A recent analysis of the ten most recent years of school district finance data by Bellwether Education Partners shows that national spending on benefits for instructional staff has grown by a whopping 24 percent while academically oriented spending grew only 2.6 percent. Even this lopsided statistic does not account for the growing percentage of time that middle and high school teachers must spend trying to help students compensate for the inadequate education they received during the elementary years.
Because politicians have been unwilling either to demand a more cost-effective school system or to charge taxpayers the full price of failing to do so, the resulting budget overruns have for decades been carried forward in the form of delayed contributions to public employee pension funds, not just those for educators but for police, firemen, and other government workers.
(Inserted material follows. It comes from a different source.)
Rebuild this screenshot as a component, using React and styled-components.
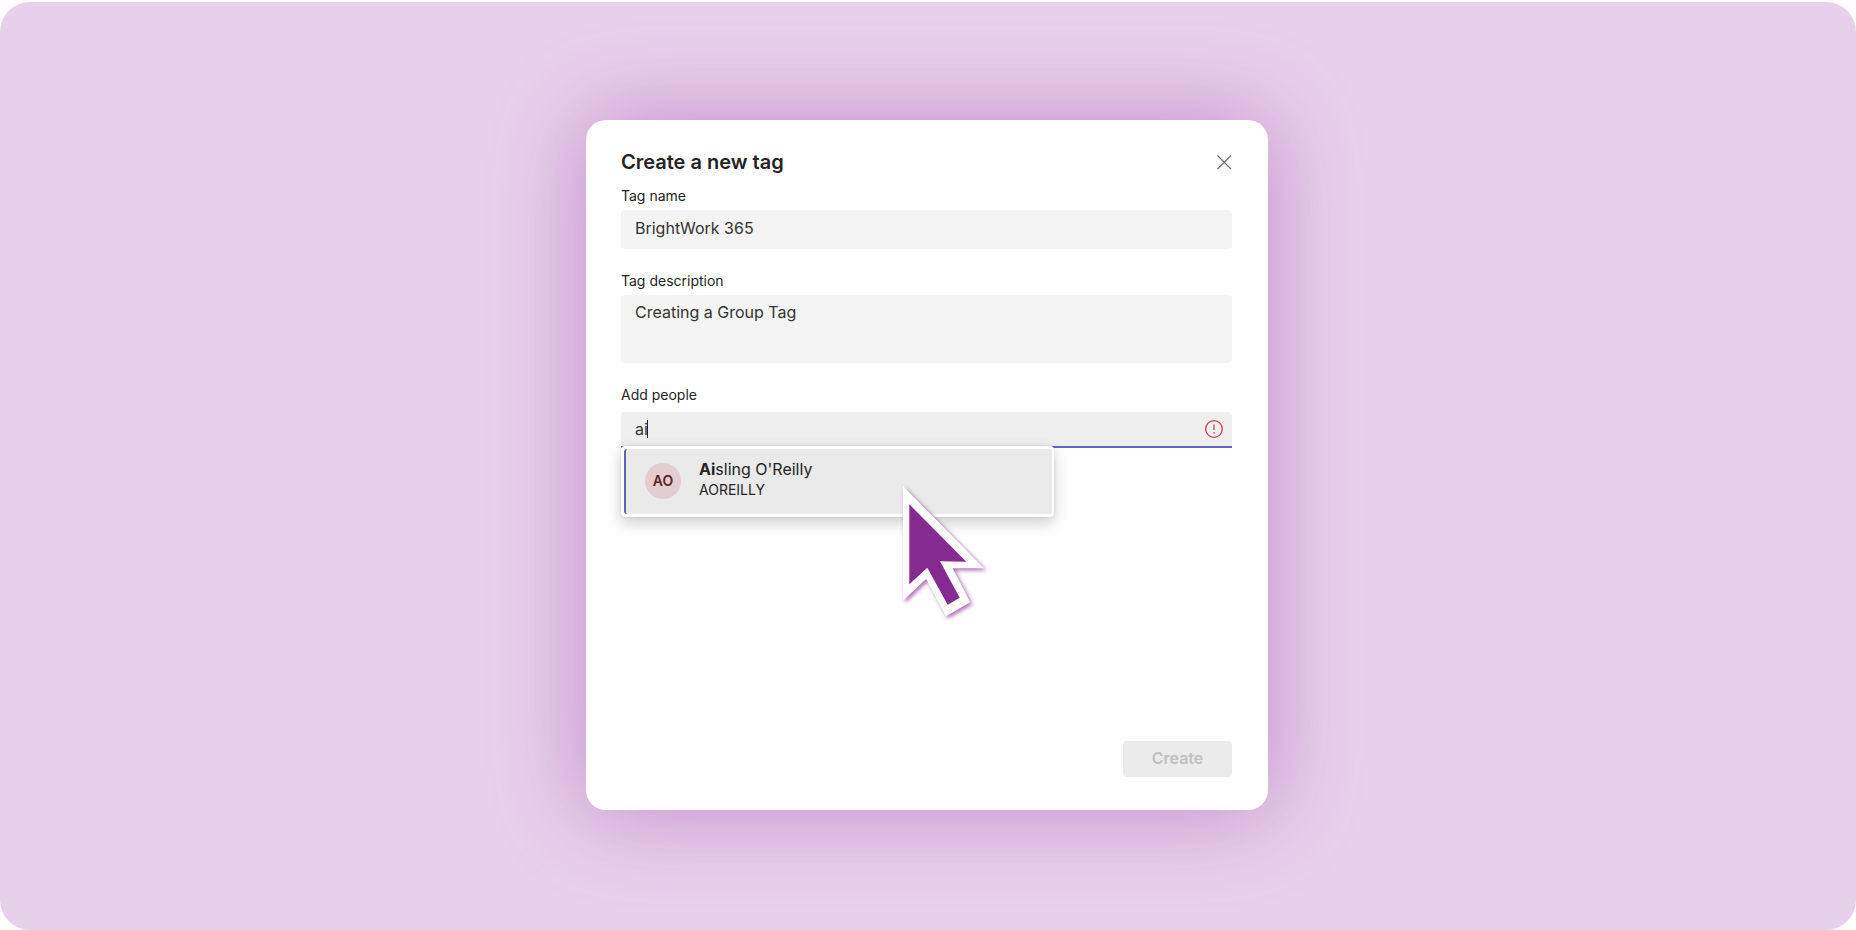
import React, { useState } from 'react';
import styled, { createGlobalStyle } from 'styled-components';

const GlobalStyle = createGlobalStyle`
  * {
    box-sizing: border-box;
  }

  body {
    margin: 0;
    background: #ffffff;
    color: #242424;
    font-family: Inter, "Liberation Sans", sans-serif;
  }

  button, input, textarea {
    font-family: inherit;
  }
`;

const Stage = styled.main`
  display: flex;
  justify-content: center;
  min-height: calc(100vh - 2px);
  margin-top: 2px;
  padding: 118px 24px 120px 22px;
  border-radius: 30px;
  background: #e7d1ea;
`;

const Dialog = styled.form`
  display: flex;
  flex-direction: column;
  width: 100%;
  max-width: 682px;
  padding: 30px 36px 33px 35px;
  border-radius: 20px;
  background: #ffffff;
  box-shadow: 0 0 90px rgba(158, 50, 175, 0.46);
`;

const Header = styled.header`
  display: flex;
  justify-content: space-between;
  align-items: center;
  margin-bottom: 12px;
`;

const Title = styled.h1`
  margin: 0;
  font-size: 20px;
  line-height: 24px;
  font-weight: 600;
`;

const CloseButton = styled.button`
  display: flex;
  padding: 0;
  border: none;
  background: none;
  color: #707070;
  cursor: pointer;
`;

const Field = styled.div`
  display: flex;
  flex-direction: column;
  gap: ${props => props.$gap || 4}px;
  margin-bottom: 22px;
`;

const Label = styled.label`
  font-size: 14px;
  line-height: 20px;
`;

const TextInput = styled.input`
  width: 100%;
  height: 39px;
  padding: 0 14px 4px;
  border: none;
  border-radius: 4px;
  outline: none;
  background: #f4f4f4;
  color: #333333;
  font-size: 16px;
`;

const TextArea = styled.textarea`
  display: block;
  width: 100%;
  height: 68px;
  padding: 5px 14px;
  border: none;
  border-radius: 4px;
  outline: none;
  resize: none;
  background: #f4f4f4;
  color: #333333;
  font-size: 16px;
  line-height: 24px;
`;

const PeopleBox = styled.div`
  position: relative;
  display: flex;
  align-items: center;
  height: 36px;
  padding: 0 9px 0 14px;
  border-bottom: 2px solid #6264c0;
  border-radius: 4px 4px 0 0;
  background: #efefef;
`;

const PeopleInput = styled.input`
  field-sizing: content;
  padding: 0;
  border: none;
  outline: none;
  background: none;
  color: #333333;
  font-size: 16px;
  caret-color: transparent;
`;

const Caret = styled.span`
  width: 1px;
  height: 18px;
  margin-left: -1px;
  background: #242424;
`;

const ErrorIcon = styled.svg`
  margin-left: auto;
`;

const Suggestions = styled.div`
  position: absolute;
  top: 100%;
  left: 0;
  width: 433px;
  max-width: 100%;
  padding: 3px 2px 3px 3px;
  border-radius: 4px;
  background: #ffffff;
  box-shadow: 0 6px 16px rgba(0, 0, 0, 0.2), 0 0 3px rgba(0, 0, 0, 0.1);
`;

const Suggestion = styled.button`
  display: flex;
  align-items: center;
  gap: 18px;
  width: 100%;
  height: 65px;
  padding: 0 19px 2px;
  border: none;
  border-left: 2px solid #6264b0;
  border-radius: 3px;
  background: #eaeaea;
  color: #242424;
  text-align: left;
  cursor: pointer;
`;

const Avatar = styled.span`
  display: flex;
  justify-content: center;
  align-items: center;
  width: 36px;
  height: 36px;
  border-radius: 50%;
  background: #e3cdd1;
  color: #56262b;
  font-size: 14px;
  font-weight: 600;
`;

const Person = styled.span`
  display: flex;
  flex-direction: column;
  gap: 1px;
  padding-bottom: 3px;
`;

const PersonName = styled.span`
  font-size: 16px;
  line-height: 20px;
`;

const PersonAlias = styled.span`
  font-size: 14px;
  line-height: 20px;
`;

const Match = styled.b`
  font-weight: 700;
`;

const Footer = styled.footer`
  display: flex;
  justify-content: flex-end;
  margin-top: auto;
`;

const CreateButton = styled.button`
  width: 109px;
  height: 36px;
  padding: 0 0 2px;
  border: none;
  border-radius: 4px;
  background: #ebebeb;
  color: #c0c0c0;
  font-size: 16px;
  font-weight: 600;
`;

const Pointer = styled.svg`
  position: absolute;
  top: 40px;
  left: 282px;
  overflow: visible;
  filter: drop-shadow(2px 2px 2px rgba(134, 38, 145, 0.7));
  pointer-events: none;
`;

const App = () => {
  const [name, setName] = useState('BrightWork 365');
  const [description, setDescription] = useState('Creating a Group Tag');
  const [query, setQuery] = useState('ai');

  return (
    <>
      <GlobalStyle />
      <Stage>
        <Dialog onSubmit={e => e.preventDefault()}>
          <Header>
            <Title>Create a new tag</Title>
            <CloseButton type="button" aria-label="Close">
              <svg width="15" height="15" viewBox="0 0 15 15" fill="none" stroke="currentColor" strokeWidth="1.2">
                <path d="M.5 .5l13.500 13.500M14 .5l-13.500 13.500" />
              </svg>
            </CloseButton>
          </Header>

          <Field>
            <Label htmlFor="tag-name">Tag name</Label>
            <TextInput id="tag-name" value={name} onChange={e => setName(e.target.value)} />
          </Field>

          <Field>
            <Label htmlFor="tag-description">Tag description</Label>
            <TextArea id="tag-description" value={description} onChange={e => setDescription(e.target.value)} />
          </Field>

          <Field $gap={7}>
            <Label htmlFor="tag-people">Add people</Label>
            <PeopleBox>
              <PeopleInput id="tag-people" size="2" value={query} onChange={e => setQuery(e.target.value)} />
              <Caret />
              <ErrorIcon width="18" height="18" viewBox="0 0 18 18" fill="none" stroke="#bf4152">
                <circle cx="9" cy="9" r="8.300" strokeWidth="1.3" />
                <path d="M9 4.500v5.500M9 12v1.500" strokeWidth="1.3" />
              </ErrorIcon>
              <Suggestions>
                <Suggestion type="button">
                  <Avatar>AO</Avatar>
                  <Person>
                    <PersonName><Match>Ai</Match>sling O'Reilly</PersonName>
                    <PersonAlias>AOREILLY</PersonAlias>
                  </Person>
                </Suggestion>
                <Pointer width="82" height="131" viewBox="0 0 82 131">
                  <path fill="#ffffff" d="M0 0L81 82.300H49.700L67.300 116.300L43 130.300L23 93L0 114.700Z" />
                  <path fill="#862991" d="M6.300 18.300L63.300 75.700L37 75.300L56.700 111.700L44.700 118.700L24.300 81.700L6.300 98.300Z" />
                </Pointer>
              </Suggestions>
            </PeopleBox>
          </Field>

          <Footer>
            <CreateButton type="submit" disabled>Create</CreateButton>
          </Footer>
        </Dialog>
      </Stage>
    </>
  );
};

export default App;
The usual justification for this irresponsible practice has been that delinquent pension contributions could be made up in more prosperous times. But the tacit assumption of both the teacher unions and their political allies has always been that taxpayers would remain on the hook for any shortfall, regardless of future economic conditions.
Only now, with private sector workers owing much more to bail out public pensions than they have saved for their own retirements – $71,000 each according to Wharton School economics professor Olivia Mitchell – is it becoming clear just how painful the fiscal reckoning is going to be. At a recent conference co-sponsored by the Brookings Institution, the Brandeis International Business School, Washington University’s Olin Business School, and the University of Chicago’s Harris Institute of Public Policy, a paper by James Spiotto of Chapman Strategic Advisors documented how every citizen will be sacrificing to cover it, whether directly in the form of new taxes or indirectly though municipal bond defaults and cuts in government benefits.
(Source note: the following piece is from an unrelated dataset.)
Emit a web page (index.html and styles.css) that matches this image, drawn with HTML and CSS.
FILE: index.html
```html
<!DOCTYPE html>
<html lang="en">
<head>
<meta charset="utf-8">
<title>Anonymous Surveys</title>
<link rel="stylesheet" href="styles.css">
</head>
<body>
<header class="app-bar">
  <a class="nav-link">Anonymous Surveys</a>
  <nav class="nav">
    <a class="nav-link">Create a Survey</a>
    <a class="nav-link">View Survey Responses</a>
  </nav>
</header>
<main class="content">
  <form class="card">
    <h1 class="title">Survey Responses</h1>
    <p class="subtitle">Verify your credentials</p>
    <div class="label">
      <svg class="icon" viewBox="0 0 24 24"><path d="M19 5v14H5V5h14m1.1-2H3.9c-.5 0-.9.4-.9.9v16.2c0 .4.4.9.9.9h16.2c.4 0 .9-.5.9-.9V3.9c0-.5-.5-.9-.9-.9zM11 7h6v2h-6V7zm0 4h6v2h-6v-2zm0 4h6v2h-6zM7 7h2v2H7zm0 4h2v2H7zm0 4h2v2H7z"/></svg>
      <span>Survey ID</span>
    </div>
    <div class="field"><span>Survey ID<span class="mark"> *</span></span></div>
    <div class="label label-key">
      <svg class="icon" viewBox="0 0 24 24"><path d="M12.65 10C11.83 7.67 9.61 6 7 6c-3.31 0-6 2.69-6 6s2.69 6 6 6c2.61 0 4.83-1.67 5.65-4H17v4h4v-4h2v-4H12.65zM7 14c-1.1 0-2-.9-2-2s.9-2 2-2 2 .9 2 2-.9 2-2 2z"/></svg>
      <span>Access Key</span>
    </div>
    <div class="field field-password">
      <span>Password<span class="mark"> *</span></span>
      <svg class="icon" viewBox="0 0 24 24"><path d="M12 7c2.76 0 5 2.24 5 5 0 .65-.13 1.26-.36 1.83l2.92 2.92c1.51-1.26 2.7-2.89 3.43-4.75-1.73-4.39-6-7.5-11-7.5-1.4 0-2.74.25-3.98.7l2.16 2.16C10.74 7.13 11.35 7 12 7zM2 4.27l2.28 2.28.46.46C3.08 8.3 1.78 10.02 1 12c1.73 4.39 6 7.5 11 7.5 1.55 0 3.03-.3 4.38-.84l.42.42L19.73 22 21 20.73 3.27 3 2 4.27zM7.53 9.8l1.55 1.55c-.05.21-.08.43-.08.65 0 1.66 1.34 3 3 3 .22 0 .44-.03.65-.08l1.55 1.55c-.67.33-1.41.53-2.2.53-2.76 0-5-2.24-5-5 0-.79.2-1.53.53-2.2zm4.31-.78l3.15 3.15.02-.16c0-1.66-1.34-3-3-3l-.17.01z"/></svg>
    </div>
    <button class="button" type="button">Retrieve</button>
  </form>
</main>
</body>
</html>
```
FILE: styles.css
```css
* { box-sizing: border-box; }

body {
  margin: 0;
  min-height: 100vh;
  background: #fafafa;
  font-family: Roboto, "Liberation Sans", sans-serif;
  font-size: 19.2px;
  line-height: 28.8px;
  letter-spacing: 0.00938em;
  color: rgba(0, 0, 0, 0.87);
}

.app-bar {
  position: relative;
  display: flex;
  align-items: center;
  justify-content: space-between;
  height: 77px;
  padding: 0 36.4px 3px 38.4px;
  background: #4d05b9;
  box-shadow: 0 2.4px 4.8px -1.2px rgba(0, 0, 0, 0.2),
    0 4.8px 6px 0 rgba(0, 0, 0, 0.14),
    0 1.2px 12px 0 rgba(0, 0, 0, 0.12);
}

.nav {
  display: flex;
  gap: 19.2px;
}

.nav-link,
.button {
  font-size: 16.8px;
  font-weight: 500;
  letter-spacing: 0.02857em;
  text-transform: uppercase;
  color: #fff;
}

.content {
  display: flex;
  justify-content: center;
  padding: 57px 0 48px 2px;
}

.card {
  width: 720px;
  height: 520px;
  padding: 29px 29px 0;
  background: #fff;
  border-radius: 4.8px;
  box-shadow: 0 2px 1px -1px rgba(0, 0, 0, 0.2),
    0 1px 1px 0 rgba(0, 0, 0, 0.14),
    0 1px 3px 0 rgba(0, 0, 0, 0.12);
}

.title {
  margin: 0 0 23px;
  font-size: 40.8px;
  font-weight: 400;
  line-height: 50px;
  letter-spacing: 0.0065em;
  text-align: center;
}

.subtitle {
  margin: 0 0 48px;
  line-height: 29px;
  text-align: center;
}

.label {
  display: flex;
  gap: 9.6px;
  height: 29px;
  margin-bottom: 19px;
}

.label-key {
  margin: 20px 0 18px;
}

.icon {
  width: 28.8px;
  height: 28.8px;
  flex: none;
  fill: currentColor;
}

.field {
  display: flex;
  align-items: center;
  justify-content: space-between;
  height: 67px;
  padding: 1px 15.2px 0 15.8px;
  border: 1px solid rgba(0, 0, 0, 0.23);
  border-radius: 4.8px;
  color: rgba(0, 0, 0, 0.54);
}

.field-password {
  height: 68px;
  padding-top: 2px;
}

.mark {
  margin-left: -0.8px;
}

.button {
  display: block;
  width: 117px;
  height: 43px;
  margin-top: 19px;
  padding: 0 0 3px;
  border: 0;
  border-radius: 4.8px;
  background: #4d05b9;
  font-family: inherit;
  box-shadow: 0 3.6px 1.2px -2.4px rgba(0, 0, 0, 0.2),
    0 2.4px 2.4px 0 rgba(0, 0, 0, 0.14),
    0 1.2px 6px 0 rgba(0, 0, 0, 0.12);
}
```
Americans may not be able to avoid the bill for decades of inefficient schooling but, once forced to pony up, will clearly want a change to the educational status quo, especially as they already have a more attractive alternative. As far back as 2007, Johns Hopkins University professor Susan Aud studied twelve experimental “school choice” programs in eight states – programs that let parents direct the public funding for their child’s education toward any placement they wish – and found that they had collectively saved “nearly half a billion dollars” over fifteen years.
The reason is no mystery. In a city like Hartford, Connecticut, where the current public school per pupil of over $19 thousand contrasts with a private school tuition as low as $4 thousand, the annual savings could conceivably reach $320 million.
School choice not only lowers the cost of educating each child but does so in a way that improves academic results. In 2016, University of Arkansas researchers Patrick J. Wolf, M. Danish Shakeel, and Kaitlin P. Anderson released their analysis of school choice programs worldwide, which found superiors results in both reading and math. Giving families more than one educational option tends to “generate achievement outcomes that are as good as or better than traditional public schools,” the scientists found, “but at a fraction of the cost.”
It is this combination of low cost and improved academic performance that explains why voters have increasingly warmed to the idea of school choice, completely independent of the pension crisis. Today, according to the most recent annual poll by Education Next magazine, 54 percent of Americans support allowing public-school parents “to enroll their children in private schools … with government help to pay the tuition” – a nine-point increase over just last year.
How does all this benefit religion? Because every time parents are offered the opportunity to utilize private placements, most show a clear preference for parochial schools.
In Indiana, where more than 34,000 children are subsidized to educate their children in non-public settings, a recent EdChoice survey found religion to be the most important factor in selecting a school. A similar study of New Orleans parents who put their children in a state-funded voucher program after the Katrina hurricane revealed that “having religious subject matter inform the curriculum” was a primary factor in their choice of schools.
This preference for placing one’s own children in a parochial school is not hard to understand in the case of strongly religious parents. But research conducted by Sacred Heart University Professor Christel J. Manning suggests that many adults who rarely attend church or who have switched from their birth family’s very traditional upbringing to a more liberal faith are also happy to let religious schools shape’s their kids’ values.
All this is not to suggest that the nation’s two large teacher unions, the National Education Association (NEA) and the American Federation of Teachers (AFT), will be any more willing to surrender their monopolistic grip on K-12 schooling than they were the last time Americans clamored for radical educational reform – in the fall of 1957, when the Soviet Union’s launch of the world’s first satellite exposed disturbing weaknesses in the nation’s math and science curricula. The late economist Milton Friedman had already begun to make a powerful case for empowering parents to pick their children’s schools, and both the NEA and AFT fought hard to convince state legislatures that the existing public system could be improved from within.
But this time voters will be armed with a lot more evidence than their twentieth-century predecessors had, not only about how well school choice works, but about how reliably teacher unions keep their promises of self-reform. After briefly tinkering with a succession of almost comical instructional fads, including “discovery learning” (having children teach themselves) and “open schools” (removing the walls that separated students from teachers and different age groups from each other), neither the NEA or the AFT ever again made even the pretense of trying to improve the effectiveness of American public schools.
If today’s voters need any more reason to break up union-dominated school monopolies, they’ll only have to consider the extent to which their coming bill for underfunded retirement benefits has been needlessly inflated by efforts to hide the problem. In October 2016, the Manhattan Institute’s Josh McGee published a study of school spending showing hat local districts nationwide had been quietly disguising the impact of delinquent pension contributions for nearly two decades. According to a Stanford University study, California voters have been shielded from the fact that teacher pension costs have swelled by 532 percent over the last 15 years, while instructional outlays grew by only 47 percent.
In coming years, Americans will be asked to pay an enormous price for having so long subsidizing an inefficient K-12 school system with deferred public pension contributions. But as they predictably turn to school choice to prevent such a financial shock from ever recurring, demand for parochial school placements will soar. While today’s Christian denominations consider various ways to keep their faiths vital in what seems like an increasingly secular society, they should not overlook the unexpected opportunities presented by the looming revolution in education.